* START Records for processing *
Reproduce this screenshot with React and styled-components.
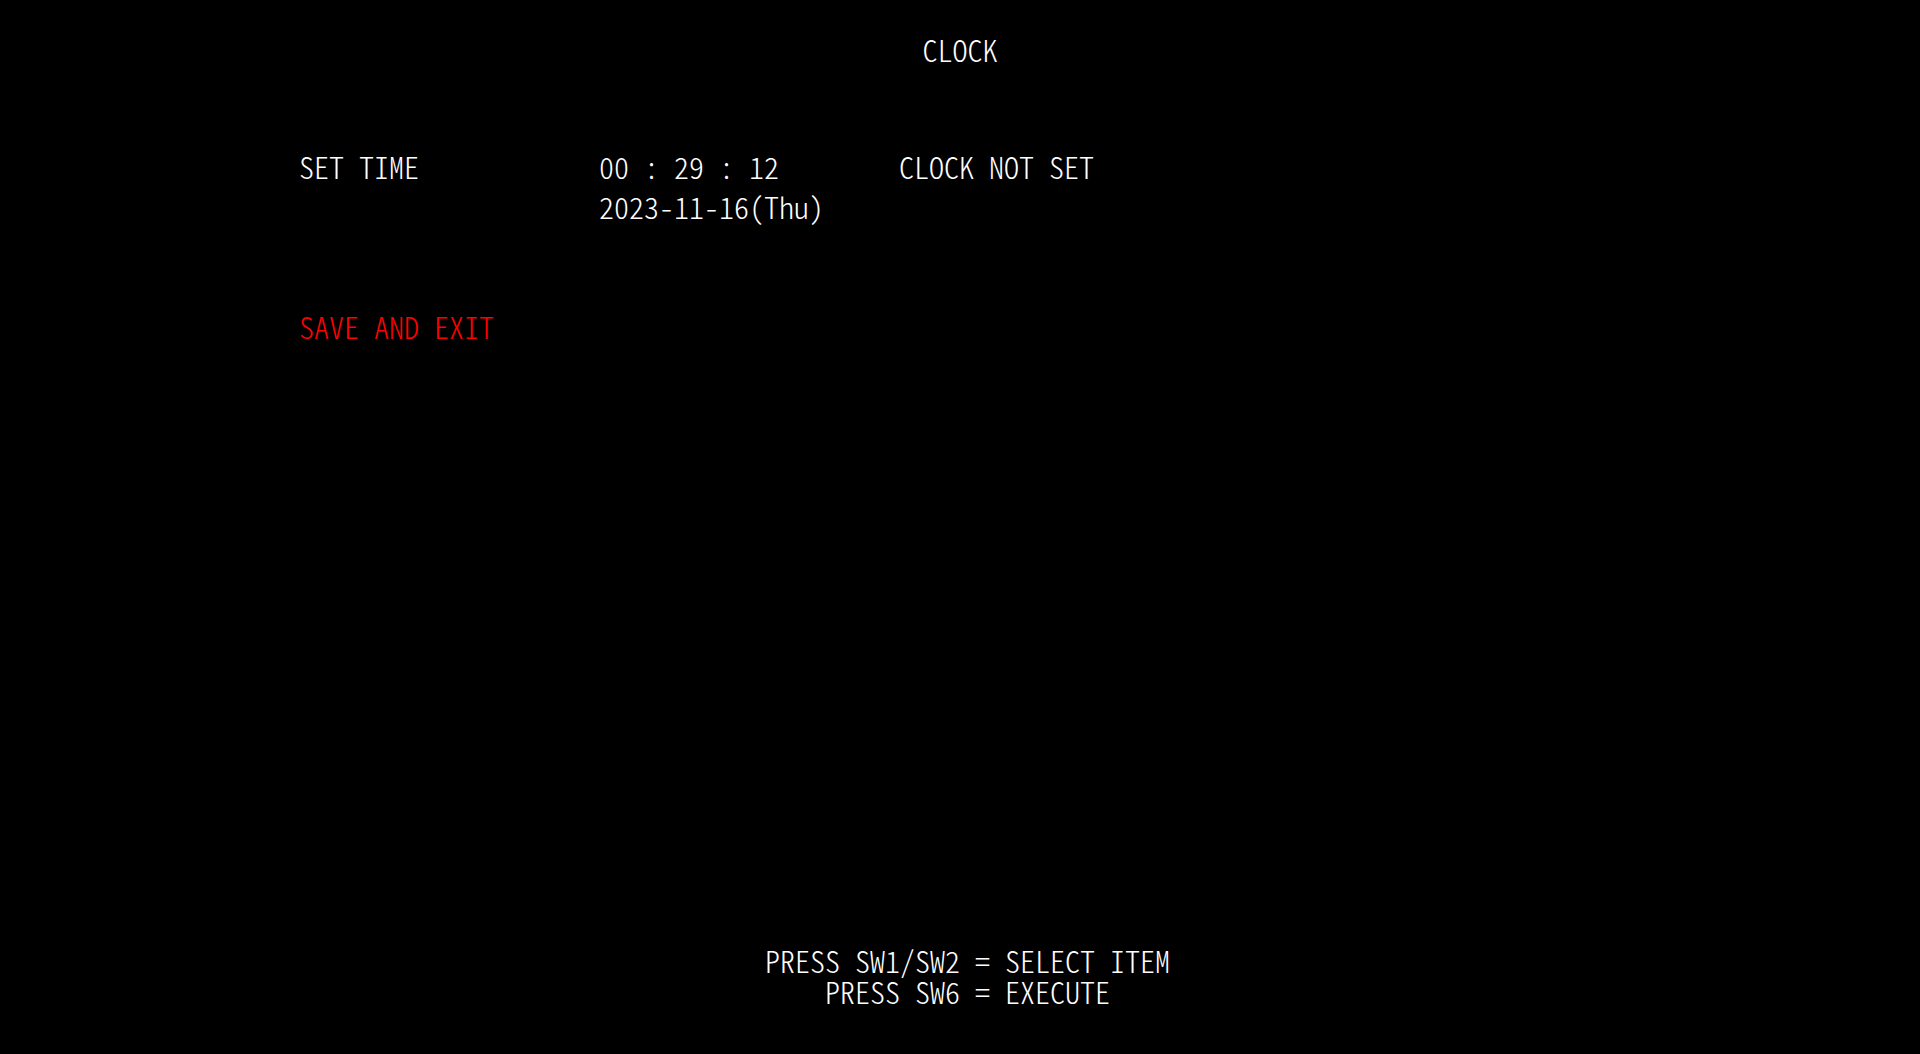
* END Records for processing *
* START Records for processing *
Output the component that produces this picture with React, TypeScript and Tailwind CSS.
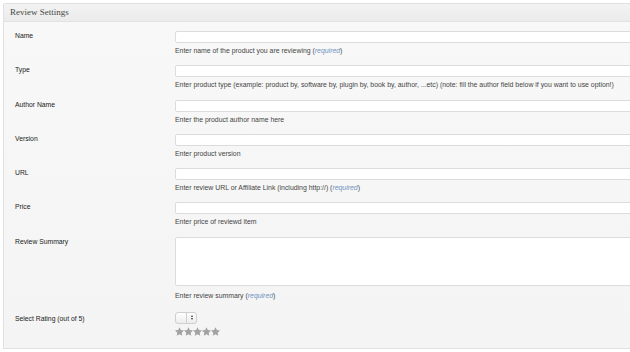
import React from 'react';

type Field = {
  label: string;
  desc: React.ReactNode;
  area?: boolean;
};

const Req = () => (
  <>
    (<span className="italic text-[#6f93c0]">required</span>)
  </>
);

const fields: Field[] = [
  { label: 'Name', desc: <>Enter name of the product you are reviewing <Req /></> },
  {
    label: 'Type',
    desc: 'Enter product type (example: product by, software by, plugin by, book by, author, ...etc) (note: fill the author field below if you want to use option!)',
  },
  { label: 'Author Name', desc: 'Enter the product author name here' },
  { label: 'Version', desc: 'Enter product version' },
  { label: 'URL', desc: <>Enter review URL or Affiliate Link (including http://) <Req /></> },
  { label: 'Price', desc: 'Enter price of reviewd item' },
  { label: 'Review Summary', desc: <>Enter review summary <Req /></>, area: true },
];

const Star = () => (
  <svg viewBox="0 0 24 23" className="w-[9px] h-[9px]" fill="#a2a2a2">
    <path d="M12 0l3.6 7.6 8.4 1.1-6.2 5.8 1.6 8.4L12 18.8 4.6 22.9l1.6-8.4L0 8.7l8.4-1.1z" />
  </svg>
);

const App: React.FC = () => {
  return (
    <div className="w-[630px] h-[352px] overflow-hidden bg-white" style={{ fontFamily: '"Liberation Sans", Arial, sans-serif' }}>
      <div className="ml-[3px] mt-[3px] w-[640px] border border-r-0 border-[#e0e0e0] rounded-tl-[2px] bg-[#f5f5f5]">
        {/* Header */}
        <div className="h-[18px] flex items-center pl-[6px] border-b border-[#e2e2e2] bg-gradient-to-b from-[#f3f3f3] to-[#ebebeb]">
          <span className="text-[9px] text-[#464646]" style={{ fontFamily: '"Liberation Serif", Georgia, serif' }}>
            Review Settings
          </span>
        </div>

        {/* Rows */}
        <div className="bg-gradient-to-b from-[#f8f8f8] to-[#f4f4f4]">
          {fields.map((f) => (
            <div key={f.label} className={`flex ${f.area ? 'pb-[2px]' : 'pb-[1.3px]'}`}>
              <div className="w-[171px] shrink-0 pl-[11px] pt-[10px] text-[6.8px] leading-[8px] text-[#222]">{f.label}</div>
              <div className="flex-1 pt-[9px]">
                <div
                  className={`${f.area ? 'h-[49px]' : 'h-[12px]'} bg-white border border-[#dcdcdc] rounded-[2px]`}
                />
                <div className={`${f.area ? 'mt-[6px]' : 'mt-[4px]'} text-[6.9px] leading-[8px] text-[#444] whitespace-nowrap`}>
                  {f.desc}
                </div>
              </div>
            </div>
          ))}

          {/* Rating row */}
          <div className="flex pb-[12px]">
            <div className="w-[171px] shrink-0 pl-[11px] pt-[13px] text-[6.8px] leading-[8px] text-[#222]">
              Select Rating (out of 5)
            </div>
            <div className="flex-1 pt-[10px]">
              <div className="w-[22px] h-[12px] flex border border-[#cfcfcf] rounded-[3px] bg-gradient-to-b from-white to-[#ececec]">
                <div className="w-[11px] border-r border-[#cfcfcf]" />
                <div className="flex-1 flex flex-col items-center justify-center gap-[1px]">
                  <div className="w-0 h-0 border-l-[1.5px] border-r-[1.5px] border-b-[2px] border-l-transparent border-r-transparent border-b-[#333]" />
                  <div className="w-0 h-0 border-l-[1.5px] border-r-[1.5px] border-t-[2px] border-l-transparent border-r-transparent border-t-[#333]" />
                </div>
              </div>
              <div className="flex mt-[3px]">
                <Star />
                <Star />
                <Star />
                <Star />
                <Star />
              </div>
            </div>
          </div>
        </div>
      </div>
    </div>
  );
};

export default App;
* END Records for processing *
Return all lines of the material above in which the word "this" occurs.

Reproduce this screenshot with React and styled-components.
Output the component that produces this picture with React, TypeScript and Tailwind CSS.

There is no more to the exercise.